As films grew from one reel — roughly ten minutes — to multiple reels and eventually feature length, the need for serious written preparation became urgent and unavoidable. A feature film lasting an hour or more, requiring weeks of production involving dozens of people, could not be improvised. Sets had to be designed and built. Costumes had to be made. Actors had to be cast and rehearsed. Locations had to be scouted. All of this required a written document from which every department could plan. By the mid-1910s the scenario had evolved into something more developed — the continuity script, which broke the story down scene by scene with detailed descriptions of the action, notes on sets and props, and increasingly specific camera directions. This was a functional production document, not a literary text — designed to serve the practical needs of a complex industrial process. Studios began hiring writers specifically for this work — not actors who also wrote, or directors who also planned, but dedicated scenario writers employed on contract. The scenario department became a standard feature of major studios. The writers who worked in these departments were overwhelmingly women.

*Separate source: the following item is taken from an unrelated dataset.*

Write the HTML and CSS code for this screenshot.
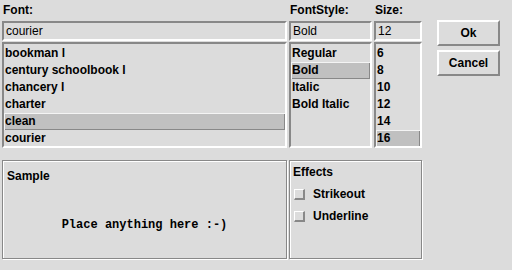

This is one of the most remarkable and most overlooked facts in early film history.
In the 1910s, before screenwriting had established itself as a prestigious or well-paid profession, women dominated the field. Estimates suggest that between 1911 and 1925, women wrote approximately half of all films produced in Hollywood — and in some years considerably more. Anita Loos began writing scenarios for Griffith at Biograph when she was around fifteen years old — the exact date is disputed because she lied about her age — and became one of the most prolific and sophisticated screenwriters of the silent era. She later wrote Gentlemen Prefer Blondes. Her scenarios for Griffith were notable for their wit and their psychological sharpness. Frances Marion is perhaps the most important figure in early Hollywood screenwriting, male or female. She wrote over 300 films, won two Academy Awards for Best Writing — for The Big House in 1930 and The Champ in 1932 — and was for much of the 1920s the highest-paid writer in Hollywood of any gender. She was a close friend and collaborator of Mary Pickford and helped shape some of the most successful films of the silent era.
June Mathis was the powerful head of Metro's scenario department and the writer responsible for recognizing and championing Rudolph Valentino — she insisted he be cast in The Four Horsemen of the Apocalypse in 1921 and created the starmaking role that launched his career. She also wrote the ambitious adaptation of Ben-Hur in 1925. Bess Meredyth, Beulah Marie Dix, Clara Beranger — the list of significant women screenwriters in the silent era is long and largely forgotten. The reason women dominated early screenwriting is probably a combination of factors. The profession was new and had no established hierarchy excluding them. It was considered writing rather than directing or producing — a more domestic, less overtly powerful activity, and therefore less threatening to male gatekeepers. And the subject matter of early films — domestic drama, romance, social comedy — was considered women's territory.